The European Institute of Innovation & Technology (EIT) Health has launched a new, in-depth framework for adopting and accelerating Value-Based Health Care (VBHC) across Europe.
The new framework, ‘Implementing Value-Based Health Care: Handbook for Pioneers’, defines the key steps that will be critical to implementing VBHC in health services across Europe. Designed using insights from established pioneers in the field, it aims to help healthcare providers fully realise the opportunity presented by VBHC and drive forward a medical culture shift in Europe.
Rather than the traditional volume-based healthcare provision that is modelled on fee-for-product or service, VBHC provides a methodology for measurable health and care outcomes that make the biggest difference to patients, while driving cost efficiencies within health services.
Jan Philipp-Beck, CEO at EIT Health, said: “In recent years, there has been a growing interest in VBHC in the health community in Europe; however, the focus has been on why it is the way forward, rather than how we effectively implement such a change. This is why we created this framework, to provide an in-depth guide on how healthcare managers and practitioners can orient efforts and resources towards necessary transformation.
“Currently, many of Europe’s healthcare systems measure the wrong things, which can lead to inefficiencies in cost, time, and resources, not to mention the impact on the patient. Metrics focus on volume rather than patient outcomes, and this is simply unsustainable for healthcare systems. At EIT Health, we are uniquely placed to connect successful pioneers in the field with those just starting out, as well as share tools and best practices to help measure outcomes to drive this cultural shift within Europe’s healthcare systems.”
Wasted resources in healthcare
The World Health Organization (WHO) and The Organisation for Economic Co-operation and Development (OECD) estimate that around 30% of resources currently spent on healthcare are wasted on avoidable complications, unnecessary treatments or administrative inefficiencies. EIT Health’s framework aims to change this through kick-starting development towards measurable value, and therefore support more sustainable models.
The framework includes an ‘Implementation Matrix’, which sets out a clear and structured framework for healthcare providers to follow.

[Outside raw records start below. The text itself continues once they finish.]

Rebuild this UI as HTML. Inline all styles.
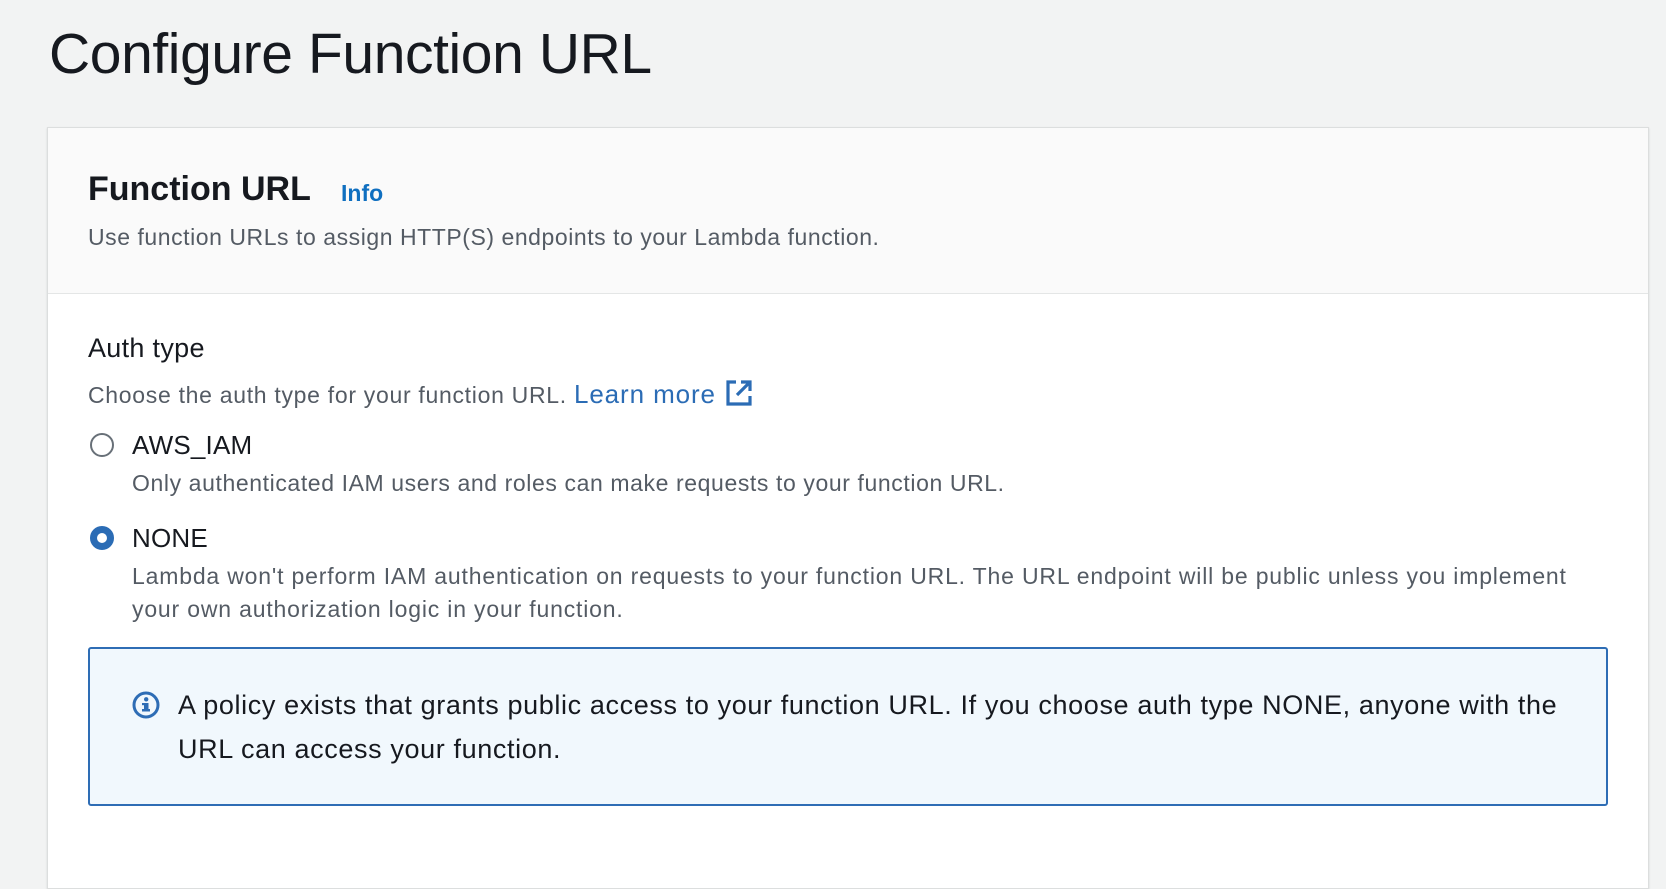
<!DOCTYPE html>
<html><head><meta charset="utf-8"><style>
body{margin:0;width:1666px;height:840px;background:#f2f3f3;font-family:"Liberation Sans",sans-serif;overflow:hidden;position:relative;color:#16191f}
.a{position:absolute;white-space:nowrap;line-height:1}
.card{position:absolute;left:47px;top:127px;width:1600px;height:760px;background:#fff;border:1px solid #dcdede;box-shadow:0 1px 2px rgba(0,0,0,.12)}
.hdr{position:absolute;left:0;top:0;width:100%;height:165px;background:#fafafa;border-bottom:1px solid #e4e6e6}
.g{color:#545b64}
.radio{position:absolute;width:24px;height:24px;border-radius:50%;box-sizing:border-box}
</style></head><body>
<div class="a" style="left:49px;top:26px;font-size:57px;letter-spacing:-0.4px">Configure Function URL</div>
<div class="card"><div class="hdr"></div></div>
<div class="a" style="left:88px;top:172px;font-size:34px;font-weight:bold">Function URL</div>
<div class="a" style="left:341px;top:182px;font-size:23px;font-weight:bold;color:#0f6fc0">Info</div>
<div class="a g" style="left:88px;top:226px;font-size:23px;letter-spacing:0.55px">Use function URLs to assign HTTP(S) endpoints to your Lambda function.</div>
<div class="a" style="left:88px;top:335px;font-size:27px;letter-spacing:0.3px">Auth type</div>
<div class="a g" style="left:88px;top:379px;font-size:23px;letter-spacing:0.7px">Choose the auth type for your function URL. <span style="color:#2b6cb5;font-size:26px;letter-spacing:0.9px">Learn more</span><svg style="vertical-align:-4px;margin-left:9px" width="28" height="28" viewBox="0 0 28 28" fill="none" stroke="#2b6cb5" stroke-width="3.2"><path d="M11 3H3v22h22v-8"/><path d="M16 3h9v9M25 3L12 16"/></svg></div>
<div class="radio" style="left:90px;top:433px;border:2px solid #687078"></div>
<div class="a" style="left:132px;top:432px;font-size:26px;letter-spacing:0.2px">AWS_IAM</div>
<div class="a g" style="left:132px;top:472px;font-size:23px;letter-spacing:0.6px">Only authenticated IAM users and roles can make requests to your function URL.</div>
<div class="radio" style="left:90px;top:526px;border:7px solid #2b6cb5;background:#fff"></div>
<div class="a" style="left:132px;top:525px;font-size:26px;letter-spacing:0.2px">NONE</div>
<div class="a g" style="left:132px;top:565px;font-size:23px;letter-spacing:0.82px">Lambda won't perform IAM authentication on requests to your function URL. The URL endpoint will be public unless you implement</div>
<div class="a g" style="left:132px;top:598px;font-size:23px;letter-spacing:0.82px">your own authorization logic in your function.</div>
<div style="position:absolute;left:88px;top:647px;width:1520px;height:159px;box-sizing:border-box;border:2px solid #2e6db5;border-radius:3px;background:#f1f8fd"></div>
<svg style="position:absolute;left:132px;top:691px" width="28" height="28" viewBox="0 0 28 28"><circle cx="14" cy="14" r="12" fill="none" stroke="#2e6db5" stroke-width="3"/><rect x="12" y="12" width="4.5" height="8" fill="#2e6db5"/><rect x="10" y="18" width="8" height="2.5" fill="#2e6db5"/><rect x="10" y="12" width="4" height="2.2" fill="#2e6db5"/><circle cx="14.2" cy="8.3" r="2.2" fill="#2e6db5"/></svg>
<div class="a" style="left:178px;top:692px;font-size:27px;letter-spacing:0.62px">A policy exists that grants public access to your function URL. If you choose auth type NONE, anyone with the</div>
<div class="a" style="left:178px;top:736px;font-size:27px;letter-spacing:0.62px">URL can access your function.</div>
</body></html>
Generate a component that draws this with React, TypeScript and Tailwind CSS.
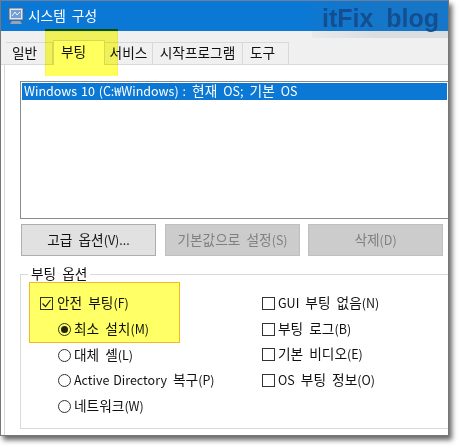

It defines five key steps to help healthcare providers activate and accelerate VBHC including: recording, comparing, rewarding, improving, and partnering. It also captures a shared language across nine building blocks for describing, visualising and successfully implementing a value-based solution, and outlines how to measure and maximise the outcomes that matter to patients, addressing the main challenges such as lack of standardised outcome data and resistance to change.
Professor Gregory Katz said: “Today in Europe, VBHC pioneers are choosing to take bold action to measure, compare and improve patient outcomes. This momentum is mainly building from the bottom up, through entrepreneurial initiatives.
“As care results vary tremendously between therapeutic approaches and medical teams, transparent outcome benchmarks enable the detection of medical innovations and the reduction of inappropriate care. There are good reasons to be impatient for improving healthcare through VBHC, but there are also reasons to be humble. VBHC is still in its infancy, and successful implementation takes time. Becoming a VBHC early adopter opens the opportunity to learn proactively and spearhead high-value care.”
VBHC as the new norm across Europe
The handbook was commissioned by EIT Health under its Think Tank thought leadership forum, which explores the most pressing topics for the health of Europe and its citizens, and marks the first in a series of activities being launched by EIT Health that are designed to support a step-change in the provision of healthcare, and integration of VBHC as the new norm across Europe.
The EIT Health handbook has been directed by Professor Gregory Katz, Chair of Innovation & Value in Health at the University of Paris School of Medicine and devised in collaboration with esteemed experts from across leading European organisations. The new framework is based on several VBHC case studies from some of Europe’s leading health organisations, including: Santeon, Basel University Hospital, Uppsala Academic Hospital, Martini Klinik, New Karolinska Hospital, Diabeter, Netherlands Heart Registry, Gla:d, Menzis and NHS Wales.